Exercise prompt: Leave out the pictures and repeat exactly the lines between the one containing "Emit a single-file" and the one containing "policy tips appear</a></div>", inclusive.

------------------------------------------------------------------------

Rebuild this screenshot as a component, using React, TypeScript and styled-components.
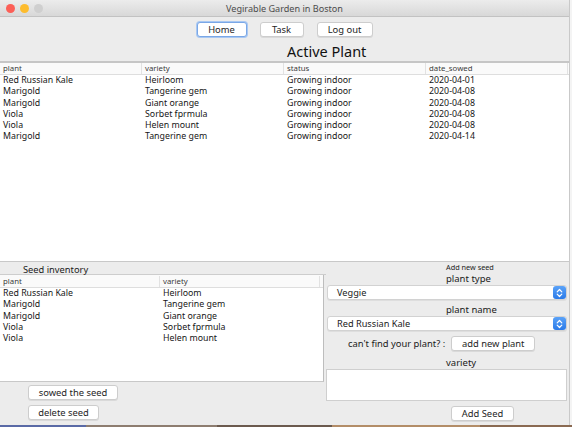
import React from "react";
import styled, { createGlobalStyle } from "styled-components";

const Global = createGlobalStyle`
  html, body { margin: 0; padding: 0; background: #f3f3f3; }
  body { font-family: "Noto Sans", "DejaVu Sans", sans-serif; color: #1c1c1c; }
  * { box-sizing: border-box; }
`;

const Screen = styled.div`
  width: 572px;
  height: 427px;
  display: flex;
  flex-direction: column;
  overflow: hidden;
  background: #f4f4f4;
`;

const Window = styled.div`
  width: 570px;
  height: 425px;
  display: flex;
  flex-direction: column;
  background: #ececec;
  border-right: 1px solid #c9c9c9;
`;

const DesktopStrip = styled.div`
  height: 2px;
  background: linear-gradient(
    90deg,
    #5a6aa6 0 15%,
    #8d7d70 15% 38%,
    #6b5a4e 38% 58%,
    #b38d68 58% 84%,
    #8a6a52 84%
  );
`;

const TitleBar = styled.div`
  height: 17px;
  flex-shrink: 0;
  display: grid;
  grid-template-columns: 1fr auto 1fr;
  align-items: center;
  background: linear-gradient(#ececec, #d8d8d8);
  border-bottom: 1px solid #c2c2c2;
`;

const Lights = styled.div`
  display: flex;
  gap: 5px;
  padding-left: 6px;
`;

const Light = styled.span<{ $c: string }>`
  width: 9px;
  height: 9px;
  border-radius: 50%;
  background: ${(p) => p.$c};
`;

const WindowTitle = styled.div`
  font-size: 9.1px;
  color: #4c4c4c;
`;

const Toolbar = styled.div`
  display: flex;
  flex-shrink: 0;
  justify-content: center;
  gap: 13px;
  padding-top: 5px;
`;

const Button = styled.button<{ $w: number; $focus?: boolean }>`
  width: ${(p) => p.$w}px;
  height: 15px;
  padding: 0;
  font-family: inherit;
  font-size: 9.4px;
  line-height: 13px;
  color: #1e1e1e;
  background: #ffffff;
  border: 1px solid ${(p) => (p.$focus ? "#7aa7e6" : "#cdcdcd")};
  box-shadow: ${(p) =>
    p.$focus ? "0 0 0 1px #a9c8f2" : "0 1px 0 rgba(0,0,0,0.08)"};
  border-radius: 3px;
`;

const HeadingRow = styled.div`
  height: 24px;
  flex-shrink: 0;
  display: flex;
  align-items: flex-end;
  padding-left: 287px;
  padding-bottom: 1px;
`;

const Heading = styled.div`
  font-size: 14.5px;
  line-height: 17px;
  color: #111;
`;

const TablePane = styled.div<{ $h: number; $w?: number }>`
  height: ${(p) => p.$h}px;
  width: ${(p) => (p.$w ? `${p.$w}px` : "auto")};
  flex-shrink: 0;
  background: #ffffff;
  display: flex;
  flex-direction: column;
`;

const HeaderRow = styled.div<{ $cols: string; $top?: number; $h: number }>`
  display: grid;
  grid-template-columns: ${(p) => p.$cols};
  height: ${(p) => p.$h}px;
  align-items: center;
  border-top: ${(p) => p.$top ?? 0}px solid #c6c6c6;
  border-bottom: 1px solid #dedede;
  background: #fafafa;
`;

const HeaderCell = styled.div`
  font-size: 7.8px;
  line-height: 11px;
  padding-left: 3px;
  color: #3a3a3a;
  border-right: 1px solid #e2e2e2;
  white-space: nowrap;
`;

const Row = styled.div<{ $cols: string }>`
  display: grid;
  grid-template-columns: ${(p) => p.$cols};
  height: 11.3px;
`;

const Cell = styled.div`
  font-size: 8.8px;
  line-height: 11.3px;
  padding-left: 3px;
  white-space: nowrap;
  color: #161616;
`;

const Lower = styled.div`
  flex: 1;
  display: grid;
  grid-template-columns: 326px 1fr;
  border-top: 1px solid #c8c8c8;
`;

const LeftPanel = styled.div`
  display: flex;
  flex-direction: column;
`;

const SectionLabel = styled.div`
  height: 13px;
  padding-left: 23px;
  font-size: 9.3px;
  line-height: 15px;
  color: #1a1a1a;
  border-bottom: 1px solid #cdcdcd;
`;

const SeedPane = styled(TablePane)`
  border-right: 1px solid #bdbdbd;
  border-bottom: 1px solid #c8c8c8;
`;

const ButtonStack = styled.div`
  display: flex;
  flex-direction: column;
  align-items: flex-start;
  gap: 5px;
  padding: 3px 0 0 28px;
`;

const RightPanel = styled.div`
  display: flex;
  flex-direction: column;
  padding-right: 2px;
`;

const SmallLabel = styled.div`
  font-size: 7.3px;
  line-height: 10px;
  padding-left: 120px;
  color: #222;
`;

const FieldLabel = styled.div<{ $mt?: number }>`
  font-size: 9.5px;
  line-height: 13px;
  padding-left: 120px;
  margin-top: ${(p) => p.$mt ?? 0}px;
  color: #1a1a1a;
`;

const Select = styled.div`
  margin-left: 1px;
  height: 15px;
  display: flex;
  align-items: center;
  justify-content: space-between;
  background: #ffffff;
  border: 1px solid #d2d2d2;
  border-radius: 3px;
  box-shadow: 0 1px 0 rgba(0, 0, 0, 0.06);
  padding-left: 9px;
  font-size: 9.2px;
  color: #1a1a1a;
`;

const Stepper = styled.span`
  width: 13px;
  height: 13px;
  border-radius: 3px;
  background: linear-gradient(#5aa2f8, #2a7ae8);
  display: flex;
  align-items: center;
  justify-content: center;
`;

const FindRow = styled.div`
  display: flex;
  align-items: center;
  gap: 6px;
  margin-top: 5px;
  padding-left: 22px;
`;

const FindText = styled.span`
  font-size: 9.4px;
  color: #1a1a1a;
`;

const TextArea = styled.div`
  height: 32px;
  background: #ffffff;
  border: 1px solid #cfcfcf;
`;

const ActionRow = styled.div`
  display: flex;
  padding-left: 125px;
  margin-top: 5px;
`;

const mainCols = "repeat(4, 142px)";
const seedCols = "160px 160px";

const active = [
  ["Red Russian Kale", "Heirloom", "Growing indoor", "2020-04-01"],
  ["Marigold", "Tangerine gem", "Growing indoor", "2020-04-08"],
  ["Marigold", "Giant orange", "Growing indoor", "2020-04-08"],
  ["Viola", "Sorbet fprmula", "Growing indoor", "2020-04-08"],
  ["Viola", "Helen mount", "Growing indoor", "2020-04-08"],
  ["Marigold", "Tangerine gem", "Growing indoor", "2020-04-14"],
];

const seeds = [
  ["Red Russian Kale", "Heirloom"],
  ["Marigold", "Tangerine gem"],
  ["Marigold", "Giant orange"],
  ["Viola", "Sorbet fprmula"],
  ["Viola", "Helen mount"],
];

const StepIcon = () => (
  <svg width="7" height="10" viewBox="0 0 7 10" fill="none">
    <path d="M1.2 3.8 L3.5 1.5 L5.8 3.8" stroke="#fff" strokeWidth="1.2" strokeLinecap="round" strokeLinejoin="round" />
    <path d="M1.2 6.2 L3.5 8.5 L5.8 6.2" stroke="#fff" strokeWidth="1.2" strokeLinecap="round" strokeLinejoin="round" />
  </svg>
);

export default function App() {
  return (
    <Screen>
      <Global />
      <Window>
        <TitleBar>
          <Lights>
            <Light $c="#fc5f57" />
            <Light $c="#fdbc2e" />
            <Light $c="#cfcfcf" />
          </Lights>
          <WindowTitle>Vegirable Garden in Boston</WindowTitle>
          <span />
        </TitleBar>

        <Toolbar>
          <Button $w={50} $focus>Home</Button>
          <Button $w={44}>Task</Button>
          <Button $w={56}>Log out</Button>
        </Toolbar>

        <HeadingRow>
          <Heading>Active Plant</Heading>
        </HeadingRow>

        <TablePane $h={200}>
          <HeaderRow $cols={mainCols} $top={2} $h={14}>
            <HeaderCell>plant</HeaderCell>
            <HeaderCell>variety</HeaderCell>
            <HeaderCell>status</HeaderCell>
            <HeaderCell>date_sowed</HeaderCell>
          </HeaderRow>
          {active.map((r, i) => (
            <Row key={i} $cols={mainCols}>
              {r.map((c, j) => (
                <Cell key={j}>{c}</Cell>
              ))}
            </Row>
          ))}
        </TablePane>

        <Lower>
          <LeftPanel>
            <SectionLabel>Seed inventory</SectionLabel>
            <SeedPane $h={107} $w={324}>
              <HeaderRow $cols={seedCols} $h={13}>
                <HeaderCell>plant</HeaderCell>
                <HeaderCell>variety</HeaderCell>
              </HeaderRow>
              {seeds.map((r, i) => (
                <Row key={i} $cols={seedCols}>
                  {r.map((c, j) => (
                    <Cell key={j}>{c}</Cell>
                  ))}
                </Row>
              ))}
            </SeedPane>
            <ButtonStack>
              <Button $w={90}>sowed the seed</Button>
              <Button $w={71}>delete seed</Button>
            </ButtonStack>
          </LeftPanel>

          <RightPanel>
            <SmallLabel>Add new seed</SmallLabel>
            <FieldLabel>plant type</FieldLabel>
            <Select>
              Veggie
              <Stepper>
                <StepIcon />
              </Stepper>
            </Select>
            <FieldLabel $mt={3}>plant name</FieldLabel>
            <Select>
              Red Russian Kale
              <Stepper>
                <StepIcon />
              </Stepper>
            </Select>
            <FindRow>
              <FindText>can't find your plant? :</FindText>
              <Button $w={84}>add new plant</Button>
            </FindRow>
            <FieldLabel $mt={5}>variety</FieldLabel>
            <TextArea />
            <ActionRow>
              <Button $w={63}>Add Seed</Button>
            </ActionRow>
          </RightPanel>
        </Lower>
      </Window>
      <DesktopStrip />
    </Screen>
  );
}
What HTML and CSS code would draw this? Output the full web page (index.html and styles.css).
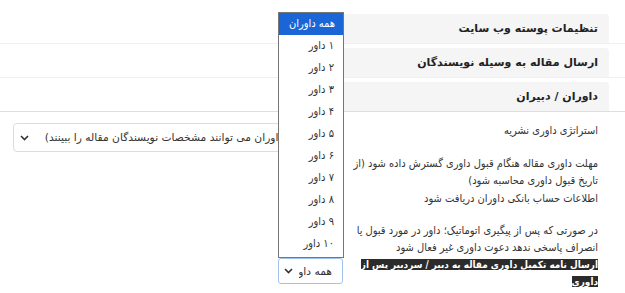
FILE: index.html
```html
<!DOCTYPE html>
<html lang="fa" dir="rtl">
<head>
<meta charset="utf-8">
<title>تنظیمات</title>
<link rel="stylesheet" href="styles.css">
</head>
<body>
<div class="page">
  <div class="acc-row"><div class="acc-head">تنظیمات پوسته وب سایت</div></div>
  <div class="acc-row"><div class="acc-head">ارسال مقاله به وسیله نویسندگان</div></div>
  <div class="acc-row last"><div class="acc-head">داوران / دبیران</div></div>

  <div class="acc-body">
    <div class="form-row row-a">
      <div class="label">استراتژی داوری نشریه</div>
      <div class="ctrl">
        <div class="select big">
          <span class="sel-text">داوری باز (داوران می توانند مشخصات نویسندگان مقاله را ببینند)</span>
          <svg class="chev" width="9" height="6" viewBox="0 0 9 6"><path d="M1 1l3.5 3.5L8 1" fill="none" stroke="#333" stroke-width="1.6"/></svg>
        </div>
      </div>
    </div>
    <div class="form-row row-b">
      <div class="label">مهلت داوری مقاله هنگام قبول داوری گسترش داده شود (از<br>تاریخ قبول داوری محاسبه شود)</div>
      <div class="ctrl"></div>
    </div>
    <div class="form-row row-c">
      <div class="label">اطلاعات حساب بانکی داوران دریافت شود</div>
      <div class="ctrl"></div>
    </div>
    <div class="form-row row-d">
      <div class="label">در صورتی که پس از پیگیری اتوماتیک؛ داور در مورد قبول یا<br>انصراف پاسخی ندهد دعوت داوری غیر فعال شود</div>
      <div class="ctrl"></div>
    </div>
    <div class="form-row row-e">
      <div class="label"><span class="selected">ارسال نامه تکمیل داوری مقاله به دبیر / سردبیر پس از</span><br><span class="selected">داوری</span></div>
      <div class="ctrl">
        <div class="select small">
          <span class="sel-text">همه داوران</span>
          <svg class="chev" width="9" height="6" viewBox="0 0 9 6"><path d="M1 1l3.5 3.5L8 1" fill="none" stroke="#333" stroke-width="1.6"/></svg>
        </div>
      </div>
    </div>
  </div>

  <div class="listbox">
    <div class="opt active">همه داوران</div>
    <div class="opt">۱ داور</div>
    <div class="opt">۲ داور</div>
    <div class="opt">۳ داور</div>
    <div class="opt">۴ داور</div>
    <div class="opt">۵ داور</div>
    <div class="opt">۶ داور</div>
    <div class="opt">۷ داور</div>
    <div class="opt">۸ داور</div>
    <div class="opt">۹ داور</div>
    <div class="opt">۱۰ داور</div>
  </div>
</div>
</body>
</html>
```

FILE: styles.css
```css
* { box-sizing: border-box; }
html, body { margin: 0; padding: 0; background: #fff; }
body {
  font-family: "DejaVu Sans Condensed", "DejaVu Sans", sans-serif;
  font-size: 11px;
  color: #333;
  width: 625px;
  height: 293px;
  overflow: hidden;
}
.page {
  position: relative;
  padding-top: 10px;
}
.acc-row {
  display: flex;
  padding-top: 4px;
  border-bottom: 1px solid #f0f0f0;
}
.acc-row.last { border-bottom-color: #dedede; }
.acc-head {
  width: 309px;
  margin-right: 16px;
  height: 29px;
  background: #f5f5f5;
  border-radius: 4px 4px 0 0;
  padding-right: 11px;
  display: flex;
  align-items: center;
  font-family: "DejaVu Sans", sans-serif;
  font-weight: bold;
  font-size: 11px;
  color: #222;
}
.acc-body { padding-top: 10px; }
.form-row {
  display: flex;
  align-items: flex-start;
}
.label {
  width: 272px;
  padding-right: 27px;
  line-height: 17px;
  font-size: 11px;
  white-space: nowrap;
  flex: none;
}
.ctrl {
  width: 340px;
  display: flex;
  justify-content: flex-start;
  padding-right: 10px;
}
.row-a { height: 33px; }
.row-a .ctrl { padding-top: 1px; }
.row-b { height: 35px; }
.row-c { height: 32px; }
.row-d { height: 34px; }
.row-e .ctrl { padding-top: 2px; }
.select {
  display: flex;
  align-items: center;
  justify-content: space-between;
  overflow: hidden;
  white-space: nowrap;
  background: #fff;
  font-family: "DejaVu Sans", sans-serif;
  font-size: 10.7px;
}
.select.big {
  width: 330px;
  height: 29px;
  border: 1px solid #dcdcdc;
  border-radius: 4px;
  padding: 0 10px 0 6px;
}
.select.big .sel-text { padding-left: 10px; }
.select.small {
  width: 65px;
  height: 26px;
  border: 1px solid #9fc3ec;
  border-radius: 3px;
  padding: 0 10px 0 5px;
}
.sel-text { overflow: hidden; flex: 1; text-align: right; }
.chev { flex: none; margin-right: 6px; }
.selected {
  background: #2b2b2b;
  color: #fff;
  font-weight: bold;
  font-size: 9.9px;
}
.listbox {
  position: absolute;
  left: 278px;
  top: 12px;
  width: 66px;
  height: 246px;
  background: #fff;
  border: 1px solid #767676;
  overflow: hidden;
  font-size: 11px;
}
.opt {
  height: 22px;
  line-height: 22px;
  padding-right: 9px;
  color: #333;
  white-space: nowrap;
}
.opt.active {
  background: #1a66d6;
  color: #fff;
  padding-right: 8px;
}
```
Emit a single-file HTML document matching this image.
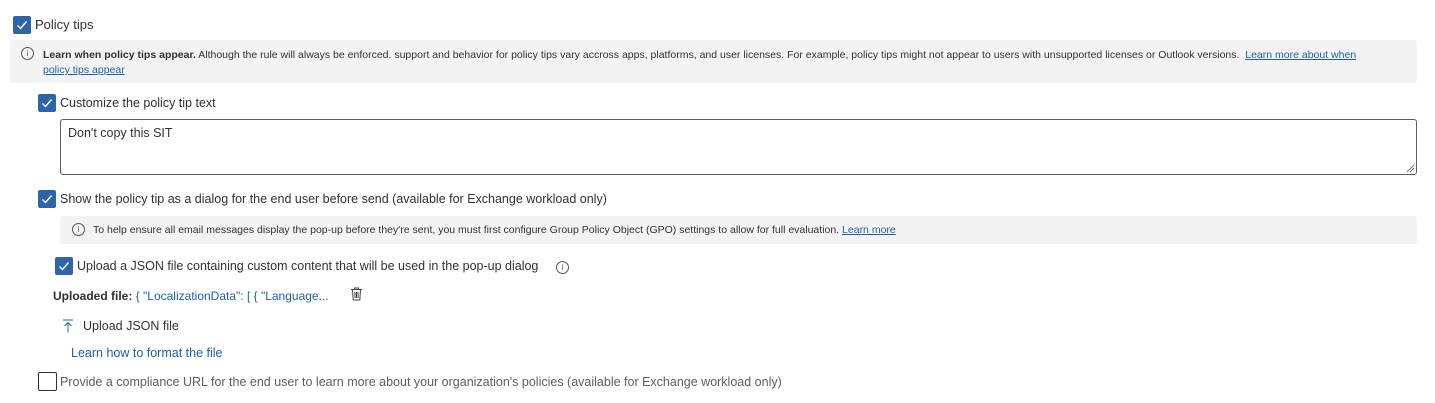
<!DOCTYPE html>
<html><head><meta charset="utf-8"><style>
*{box-sizing:border-box;margin:0;padding:0}
body{width:1435px;height:403px;background:#fff;font-family:"Liberation Sans",sans-serif;color:#323130;position:relative;overflow:hidden}
.a{position:absolute;white-space:nowrap}
.cb{position:absolute;width:18px;height:18px;background:#2f64a8;border-radius:2px}
.cb svg{position:absolute;left:2px;top:2px}
.cbe{position:absolute;width:19px;height:19px;border:1px solid #323130;border-radius:2px;background:#fff}
.t13{font-size:12.5px}
.t11{font-size:10.5px}
a{color:#1f5fa8}
.box{position:absolute;background:#f3f3f3;border-radius:3px}
.ic{position:absolute;width:13px;height:13px;border:1px solid #555;border-radius:50%;font-size:8px;line-height:11px;text-align:center;color:#555}
</style></head><body>
<div class="cb" style="left:13px;top:16px"><svg width="14" height="14" viewBox="0 0 14 14"><path d="M2.5 7.5l3 3 6-7" stroke="#fff" stroke-width="1.4" fill="none"/></svg></div>
<div class="a" style="left:35px;top:17px;font-size:13px">Policy tips</div>

<div class="box" style="left:10px;top:40px;width:1407px;height:43px"></div>
<div class="ic" style="left:21px;top:47px">i</div>
<div class="a t11" style="left:43px;top:48px;line-height:15px;white-space:normal;width:1328px"><b>Learn when policy tips appear.</b> Although the rule will always be enforced. support and behavior for policy tips vary accross apps, platforms, and user licenses. For example, policy tips might not appear to users with unsupported licenses or Outlook versions. &nbsp;<a href="#">Learn more about when policy tips appear</a></div>

<div class="cb" style="left:38px;top:94px"><svg width="14" height="14" viewBox="0 0 14 14"><path d="M2.5 7.5l3 3 6-7" stroke="#fff" stroke-width="1.4" fill="none"/></svg></div>
<div class="a t13" style="left:60px;top:96px">Customize the policy tip text</div>
<div style="position:absolute;left:60px;top:119px;width:1357px;height:56px;border:1px solid #605e5c;border-radius:3px"></div>
<div class="a t13" style="left:68px;top:126px">Don't copy this SIT</div>
<svg class="a" style="left:1406px;top:164px" width="9" height="9"><path d="M1 8L8 1M4 8L8 4" stroke="#777" stroke-width="1"/></svg>

<div class="cb" style="left:38px;top:190px"><svg width="14" height="14" viewBox="0 0 14 14"><path d="M2.5 7.5l3 3 6-7" stroke="#fff" stroke-width="1.4" fill="none"/></svg></div>
<div class="a t13" style="left:60px;top:192px">Show the policy tip as a dialog for the end user before send (available for Exchange workload only)</div>

<div class="box" style="left:60px;top:216px;width:1357px;height:28px"></div>
<div class="ic" style="left:72px;top:223px">i</div>
<div class="a t11" style="left:93px;top:224px">To help ensure all email messages display the pop-up before they're sent, you must first configure Group Policy Object (GPO) settings to allow for full evaluation. <a href="#">Learn more</a></div>

<div class="cb" style="left:55px;top:257px"><svg width="14" height="14" viewBox="0 0 14 14"><path d="M2.5 7.5l3 3 6-7" stroke="#fff" stroke-width="1.4" fill="none"/></svg></div>
<div class="a t13" style="left:77px;top:259px">Upload a JSON file containing custom content that will be used in the pop-up dialog</div>
<div class="ic" style="left:556px;top:261px">i</div>

<div class="a" style="left:53px;top:289px;font-size:12px"><b>Uploaded file:</b> <span style="color:#1f5fa8">{ "LocalizationData": [ { "Language...</span></div>
<svg class="a" style="left:350px;top:287px" width="13" height="14" viewBox="0 0 13 14"><path d="M1 2.5h11M4.5 2.5V1h4v1.5M2.5 2.5l.7 10.5h6.6l.7-10.5M5 5v6M6.5 5v6M8 5v6" stroke="#444" fill="none" stroke-width="1"/></svg>

<svg class="a" style="left:62px;top:319px" width="12" height="14" viewBox="0 0 12 14"><path d="M1 1h10M6 3.5v10M2.5 7L6 3.5 9.5 7" stroke="#2f64a8" fill="none" stroke-width="1"/></svg>
<div class="a" style="left:83px;top:319px;font-size:12.5px">Upload JSON file</div>
<div class="a" style="left:71px;top:346px;font-size:12.5px;color:#1f5fa8">Learn how to format the file</div>

<div class="cbe" style="left:38px;top:372px"></div>
<div class="a" style="left:60px;top:375px;color:#605e5c;font-size:12.5px">Provide a compliance URL for the end user to learn more about your organization's policies (available for Exchange workload only)</div>
</body></html>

------------------------------------------------------------------------

Completed task:
Emit a single-file HTML document matching this image.
<!DOCTYPE html>
<html><head><meta charset="utf-8"><style>
*{box-sizing:border-box;margin:0;padding:0}
body{width:1435px;height:403px;background:#fff;font-family:"Liberation Sans",sans-serif;color:#323130;position:relative;overflow:hidden}
.a{position:absolute;white-space:nowrap}
.cb{position:absolute;width:18px;height:18px;background:#2f64a8;border-radius:2px}
.cb svg{position:absolute;left:2px;top:2px}
.cbe{position:absolute;width:19px;height:19px;border:1px solid #323130;border-radius:2px;background:#fff}
.t13{font-size:12.5px}
.t11{font-size:10.5px}
a{color:#1f5fa8}
.box{position:absolute;background:#f3f3f3;border-radius:3px}
.ic{position:absolute;width:13px;height:13px;border:1px solid #555;border-radius:50%;font-size:8px;line-height:11px;text-align:center;color:#555}
</style></head><body>
<div class="cb" style="left:13px;top:16px"><svg width="14" height="14" viewBox="0 0 14 14"><path d="M2.5 7.5l3 3 6-7" stroke="#fff" stroke-width="1.4" fill="none"/></svg></div>
<div class="a" style="left:35px;top:17px;font-size:13px">Policy tips</div>

<div class="box" style="left:10px;top:40px;width:1407px;height:43px"></div>
<div class="ic" style="left:21px;top:47px">i</div>
<div class="a t11" style="left:43px;top:48px;line-height:15px;white-space:normal;width:1328px"><b>Learn when policy tips appear.</b> Although the rule will always be enforced. support and behavior for policy tips vary accross apps, platforms, and user licenses. For example, policy tips might not appear to users with unsupported licenses or Outlook versions. &nbsp;<a href="#">Learn more about when policy tips appear</a></div>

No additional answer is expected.